Friday, October 5, 2018

The Senate Judicial Confirmation Process Works; It’s Some of the Nominees that Don’t


This headline and subhead to Brett Kavanaugh’s op-ed appeared in the Wall Street Journal on the eve of the Senate Judiciary Committee’s vote to move his U.S. Supreme Court nomination to a Senate confirmation vote. They say much about the man:

“I am an Independent, Impartial Judge: Yes, I was emotional last Thursday. I hope everyone can understand I was there as a son, husband and dad.”
Yet, he wasn’t there in those roles nor in his role as nominee. He was there as victim of a process that in his view was out to get him. 
He honed this point in this paragraph about his partial, anger-filled testimony that followed that of the woman who accused him of sexual assault when they were teenagers, Christine Blasey Ford: 
I was very emotional last Thursday, more so than I have ever been.

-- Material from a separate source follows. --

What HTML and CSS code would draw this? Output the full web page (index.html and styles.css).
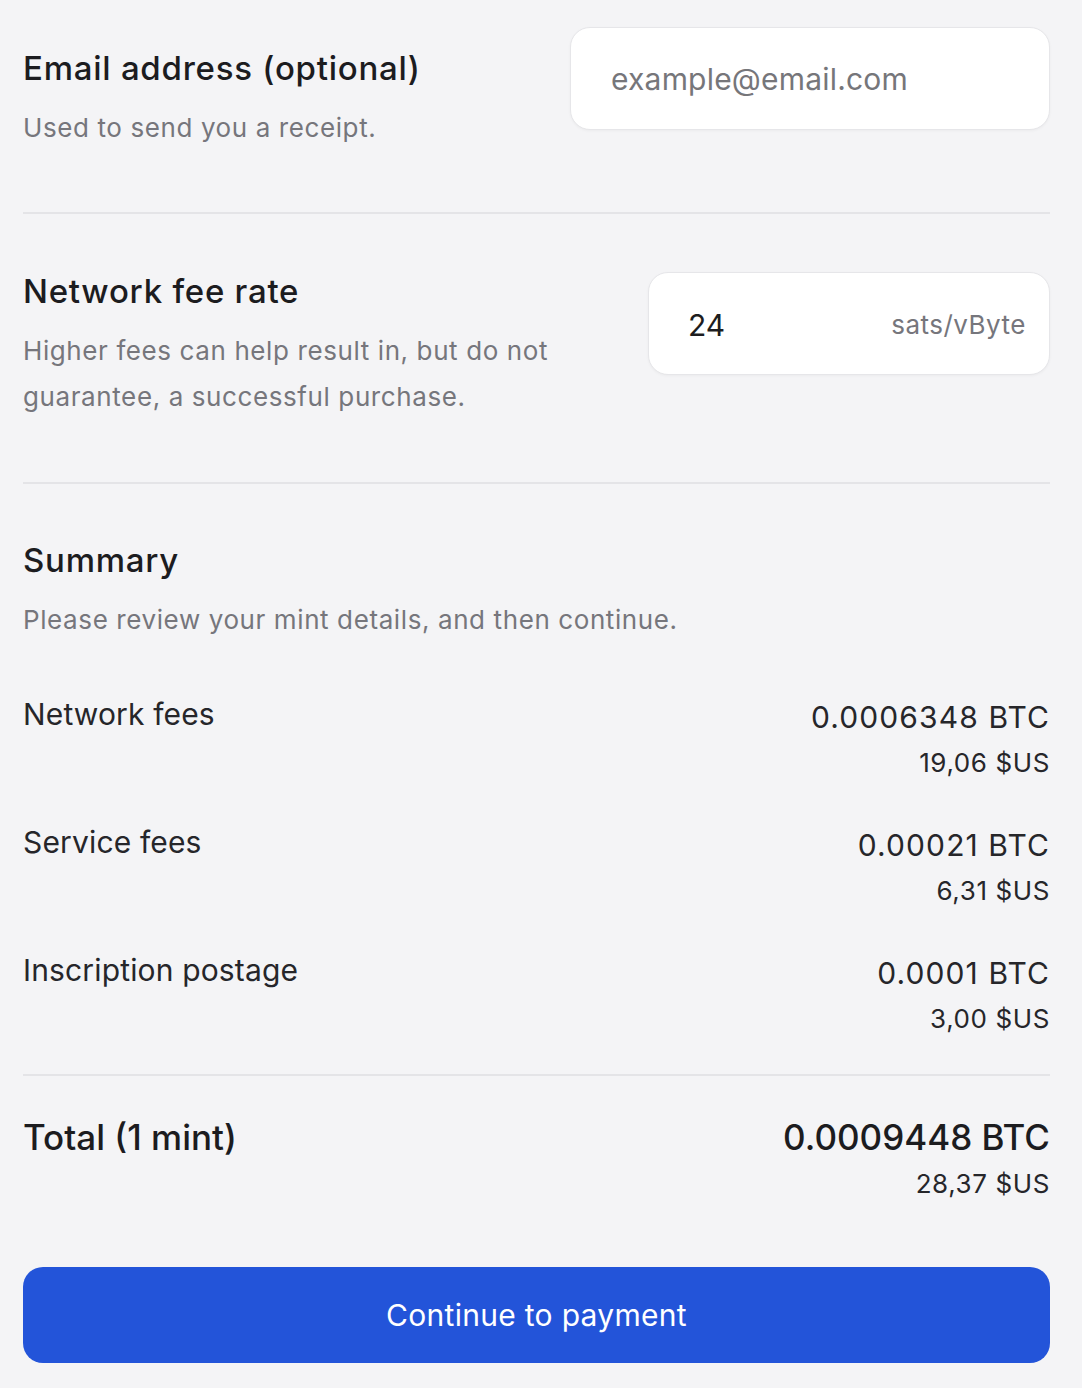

I might have been too emotional at times. I know that my tone was sharp, and I said a few things I should not have said. I hope everyone can understand that I was there as a son, husband and dad. I testified with five people foremost in my mind: my mom, my dad, my wife, and most of all my daughters.”
During his testimony, Kavanaugh lashed out at the process, made baseless accusations against Democrats as to the reason Ford stepped forward with her story, and dismissed the confirmation process as essentially broken: 
“This is a circus. The consequences will extend long past my nomination. The consequences will be with us for decades. This grotesque and coordinated character assassination will dissuade competent and good people of all political persuasions, from serving our country.”
He’s right, the consequences will be with us, and not just for decades.
They will be with us because the process worked, despite Kavanuagh’s emotional ouburst or Sen. Lindsey Graham’s rant in which he joined the nominee in blaming Democrats – “You’re looking for a fair process?” Graham said to Kavanaugh. “You came to the wrong town at the wrong time, my friend.” 
The process was fair, as fair as it has always been and always will be in the politically charged environment under which it’s conducted. Plenty of “good people” from all political persuasions have not been dissuaded in the past, and they won’t in the future. 
It’s not the process that’s broken, it’s the people in the process that are broken. Kavanaugh is a flawed nominee. As his outburst revealed, he’s not the best person to sit on the nation’s highest court. While partisans are fine with justices who evaluate the law solely through their particular partisan prism, most Americans are not.
The process, as difficult and perhaps distasteful as it may seem, revealed Kavanaugh as someone who is neither an independent nor impartial jurist, regardless of his insistence. Through his emotional testimony, and at times inappropriate behavior toward the senators, this 53-year-old man showed he could not handle a job interview for a lifetime appointment.
More importantly, the hearing process revealed a person born, raised and living in the ranks of privilege – white man privilege – where boys are not questioned about their actions nor required as men to accept responsibility for their actions, past or present. Instead, they are encouraged to pursue their dreams; dreams that lead some of them to position of power in this country.
The process also revealed Kavanaugh’s lack of maturity as well as his abiding sense of privilege.
His emotional outburst sounded not like a man defending his good name and his family, but like a man angry that he would have to submit to questions about past behaviors that he didn’t think relevant. He should have known as someone who has long been immersed in Washington politics that it didn’t matter what he thought was relevant, what mattered was what the senators, who represent the voters, thought was relevant. This alone raises questions about his jurisprudence.
If Kavanaugh was honest with himself – and he demonstrates that he lacks that capacity – he would have readied himself for the accusations levied against him and prepared an appropriate response that could have shown his empathy, his temperament and his humanity. We all makes mistakes, at any age. 
Instead, he wanted everyone to focus on his performance on the appellate bench, but the hearing process is not just to determine a nominee’s ability to write a legal opinion – computer programs can do that, if we let them – but also the humanity that goes into the thinking and analysis when deciding how to rule on an issue that affects people.
Christine Blasey Ford sounded more than just believable, she sounded credible because she came forward out of her “civic duty.” Kavanaugh could not understand her humanity or the desire of at least half the committee to understand his humanity. Instead, he became “emotional” because something he felt was owed him seemed to be slipping away. 
The American people don’t want a self-centered justice to get a lifetime appointment on the court; they want someone with experience, maturity and humanity.